Step 7. Play Octaves and Intervals.
This is a different kind of tone. It's a naturally tone filled sound
that results when you
play octaves. Substitute an octave for of a single note on the 1 5 and 6
blows.
Other notes can use intervals and chords to make deeper tone filled sounds.
Octaves are made by placing your tongue on a post (the piece of the harp
between two holes). This blocks two holes on either side of the post. The
holes on either side of the tongue then can be played and the lips block
off any other holes. On most blow notes this is an octave. On draws it produces
some interesting and not so interesting intervals. Experts can block one,
two, three or more holes in this way, but the beginner should go for the
post
and make a nice blow octave.
The octaves sound best with a 'tongue slap'. This is done by blowing
a 4
note chord such as 2 3 4 and 5 holes and then slapping the tongue on the
post and forcing all of the air to be diverted through the 2 and 5 holes.
The first time I did this I was amazed at the beautiful tone it got and I
then spent a year trying to do it again.
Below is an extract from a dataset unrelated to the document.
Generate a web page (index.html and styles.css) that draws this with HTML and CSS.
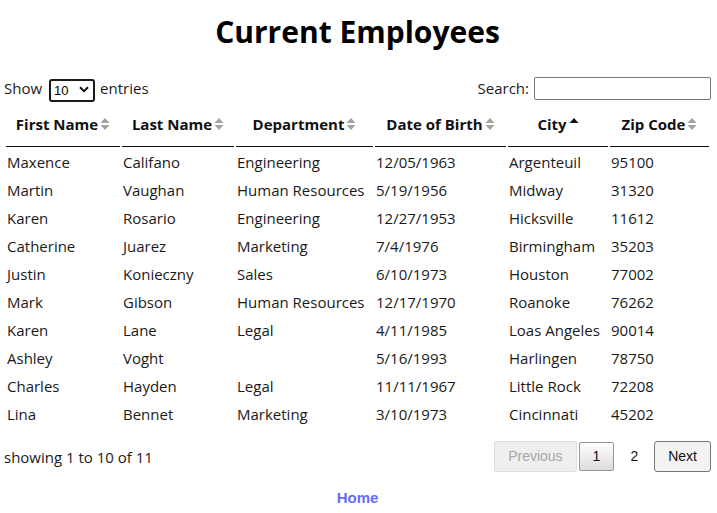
FILE: index.html
```html
<!DOCTYPE html>
<html lang="en">
<head>
<meta charset="utf-8">
<title>Current Employees</title>
<link rel="stylesheet" href="styles.css">
</head>
<body>
<div class="page">
  <h1 class="title">Current Employees</h1>
  <div class="controls">
    <label class="length">Show
      <span class="select-wrap">
        <select class="select"><option>10</option><option>25</option><option>50</option><option>100</option></select>
        <svg class="chev" width="10" height="7" viewBox="0 0 10 7"><path d="M1 1.2 L5 5.2 L9 1.2" fill="none" stroke="#111" stroke-width="2"/></svg>
      </span>
      entries</label>
    <label class="search">Search: <input class="search-input" type="search"></label>
  </div>
  <table class="table">
    <colgroup>
      <col class="c1"><col class="c2"><col class="c3"><col class="c4"><col class="c5"><col class="c6">
    </colgroup>
    <thead>
      <tr>
        <th>First Name<svg class="sort" width="10" height="14" viewBox="0 0 10 14"><path d="M0.5 6 L5 1 L9.5 6Z" fill="#a3a3a3"/><path d="M0.5 8 L5 13 L9.5 8Z" fill="#a3a3a3"/></svg></th>
        <th>Last Name<svg class="sort" width="10" height="14" viewBox="0 0 10 14"><path d="M0.5 6 L5 1 L9.5 6Z" fill="#a3a3a3"/><path d="M0.5 8 L5 13 L9.5 8Z" fill="#a3a3a3"/></svg></th>
        <th>Department<svg class="sort" width="10" height="14" viewBox="0 0 10 14"><path d="M0.5 6 L5 1 L9.5 6Z" fill="#a3a3a3"/><path d="M0.5 8 L5 13 L9.5 8Z" fill="#a3a3a3"/></svg></th>
        <th>Date of Birth<svg class="sort" width="10" height="14" viewBox="0 0 10 14"><path d="M0.5 6 L5 1 L9.5 6Z" fill="#a3a3a3"/><path d="M0.5 8 L5 13 L9.5 8Z" fill="#a3a3a3"/></svg></th>
        <th>City<svg class="sort" width="10" height="14" viewBox="0 0 10 14"><path d="M0.5 6 L5 1 L9.5 6Z" fill="#111"/></svg></th>
        <th>Zip Code<svg class="sort" width="10" height="14" viewBox="0 0 10 14"><path d="M0.5 6 L5 1 L9.5 6Z" fill="#a3a3a3"/><path d="M0.5 8 L5 13 L9.5 8Z" fill="#a3a3a3"/></svg></th>
      </tr>
    </thead>
    <tbody>
      <tr><td>Maxence</td><td>Califano</td><td>Engineering</td><td>12/05/1963</td><td>Argenteuil</td><td>95100</td></tr>
      <tr><td>Martin</td><td>Vaughan</td><td>Human Resources</td><td>5/19/1956</td><td>Midway</td><td>31320</td></tr>
      <tr><td>Karen</td><td>Rosario</td><td>Engineering</td><td>12/27/1953</td><td>Hicksville</td><td>11612</td></tr>
      <tr><td>Catherine</td><td>Juarez</td><td>Marketing</td><td>7/4/1976</td><td>Birmingham</td><td>35203</td></tr>
      <tr><td>Justin</td><td>Konieczny</td><td>Sales</td><td>6/10/1973</td><td>Houston</td><td>77002</td></tr>
      <tr><td>Mark</td><td>Gibson</td><td>Human Resources</td><td>12/17/1970</td><td>Roanoke</td><td>76262</td></tr>
      <tr><td>Karen</td><td>Lane</td><td>Legal</td><td>4/11/1985</td><td>Loas Angeles</td><td>90014</td></tr>
      <tr><td>Ashley</td><td>Voght</td><td></td><td>5/16/1993</td><td>Harlingen</td><td>78750</td></tr>
      <tr><td>Charles</td><td>Hayden</td><td>Legal</td><td>11/11/1967</td><td>Little Rock</td><td>72208</td></tr>
      <tr><td>Lina</td><td>Bennet</td><td>Marketing</td><td>3/10/1973</td><td>Cincinnati</td><td>45202</td></tr>
    </tbody>
  </table>
  <div class="footer">
    <div class="info">showing 1 to 10 of 11</div>
    <div class="paginate">
      <span class="pbtn disabled">Previous</span>
      <span class="pbtn current">1</span>
      <span class="pbtn plain">2</span>
      <span class="pbtn next">Next</span>
    </div>
  </div>
  <div class="home-row"><a class="home" href="#">Home</a></div>
</div>
</body>
</html>
```

FILE: styles.css
```css
html, body {
  margin: 0;
  padding: 0;
  background: #fff;
}
body {
  font-family: "Open Sans", "Noto Sans", sans-serif;
  font-size: 15px;
  line-height: 24px;
  color: #1a1a1a;
}
.page {
  padding: 0 6px 0 4px;
}
.title {
  margin: 12px 0 0;
  font-size: 30px;
  line-height: 40px;
  font-weight: 700;
  text-align: center;
  color: #000;
}
.controls {
  margin-top: 24px;
  height: 24px;
  display: flex;
  justify-content: space-between;
  align-items: center;
}
.length, .search {
  display: flex;
  align-items: center;
}
.select-wrap {
  position: relative;
  display: inline-block;
  margin: 0 5px 0 7px;
  height: 23px;
}
.select {
  -webkit-appearance: none;
  appearance: none;
  box-sizing: border-box;
  width: 46px;
  height: 23px;
  border: 2px solid #1a1a1a;
  border-radius: 3px;
  background: #fff;
  font-family: "Liberation Sans", Arial, sans-serif;
  font-size: 13px;
  padding: 0 0 0 3px;
  color: #000;
  margin: 0;
}
.chev {
  position: absolute;
  right: 6px;
  top: 9px;
  pointer-events: none;
}
.search-input {
  box-sizing: border-box;
  width: 177px;
  height: 23px;
  margin: 0 0 0 5px;
  border: 1px solid #767676;
  border-radius: 2px;
  padding: 0 4px;
  font-size: 13px;
}
.table {
  width: 100%;
  table-layout: fixed;
  border-collapse: separate;
  border-spacing: 2px;
}
.c1 { width: 114px; }
.c2 { width: 112px; }
.c3 { width: 137px; }
.c4 { width: 131px; }
.c5 { width: 100px; }
.c6 { width: 99px; }
.table th {
  font-weight: 700;
  text-align: center;
  padding: 10px 2px;
  line-height: 24px;
  border-bottom: 1px solid #111;
  white-space: nowrap;
  color: #111;
}
.sort {
  vertical-align: -1px;
  margin-left: 2px;
}
.table td {
  padding: 1px;
  line-height: 24px;
  white-space: nowrap;
  overflow: hidden;
}
.footer {
  margin-top: 12px;
  display: flex;
  justify-content: space-between;
  align-items: center;
}
.info {
  line-height: 24px;
}
.paginate {
  display: flex;
  align-items: center;
}
.pbtn {
  box-sizing: border-box;
  font-family: "Liberation Sans", Arial, sans-serif;
  font-size: 14px;
  line-height: 15px;
  padding: 7px 13px;
  border: 1px solid transparent;
  border-radius: 2px;
  margin-left: 2px;
  color: #333;
}
.pbtn.disabled {
  margin-left: 0;
  color: #a6a6a6;
  background: #efefef;
  border-color: #dedede;
}
.pbtn.current {
  padding: 6px 13px;
  color: #111;
  border-color: #979797;
  background: linear-gradient(#ffffff, #dcdcdc);
}
.pbtn.plain {
  color: #111;
}
.pbtn.next {
  color: #111;
  background: #f3f3f3;
  border-color: #767676;
  border-radius: 3px;
}
.home-row {
  margin-top: 15px;
  text-align: center;
  line-height: 20px;
}
.home {
  font-family: "Liberation Sans", Arial, sans-serif;
  font-size: 15px;
  font-weight: 700;
  color: #646cff;
  text-decoration: none;
}
```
I am such a sloppy player that octaves
and slaps are difficult for me but I am finally getting to the point that
I can do them on demand. (it is not a bad thing to be sloppy, harp is fun
and sloppy can sound cool).
By the way, I am tongue tied, which means that the little string under my
tongue is tied too tight. I can speak just fine, but using my tongue for
a long time makes my mouth sore. I use the lip block method. I don't like
to tongue block on the harp
and women are often disappointed with me.
The Paul Butterfield Honk
Paul Butterfield played every song too fast, too loud, and too intense. I
love it. He has a characteristic honking tone to his music which many people
want to emulate. It is not that hard to do, but it may require an old Reverb
style amp to get the full effect.
I was working on a computer install at the Boston City Hall building. I have
arguments with people as to whether this brick and cement monstrosity is
the ugliest building in Massachusetts, New England or the U.S. of A. I think
that there may be uglier buildings as close as New York City (although I
have yet come up with an example.) Some friends don't think that you can
find an uglier building anywhere. The insides are full of echoes and dead
spaces so normal conversations are difficult. After working through the night,
I took a break and walked around in the building. At 3 O'Clock in the morning
the place is deadly quiet and a harmonica sounds fantastic.
I was experimenting in a stair well, playing short staccato bursts and then
listening to
the echoes when I accidentally played a Paul Butterfield Honk. This is it:
I played the 2 draw unbent. It was a short note articulated as TOOP or DOOP.
I pulled very hard on the note as though I was going to make it bend (I wanted
to make it loud enough to echo well), but I didn't let it bend. The 'T' in
TOOP started to bend but sprang back to the unbent state immediately. The
tension between the bent and unbent states seemed to create the honking sound
that Paul wis known for. I experimented a little more and found that I could
do this bent or unbent, sustained or staccato. All I had to do was put stress
on the reed by over controlling it. The natural reverb effect of the
building
added the rest.
To sound exactly like Butterfield you have to have some tasty reverb in addition
to the honk from the harp (a great band helps!). Even without the reverb
it sounds distinctly like Paul's signature honking.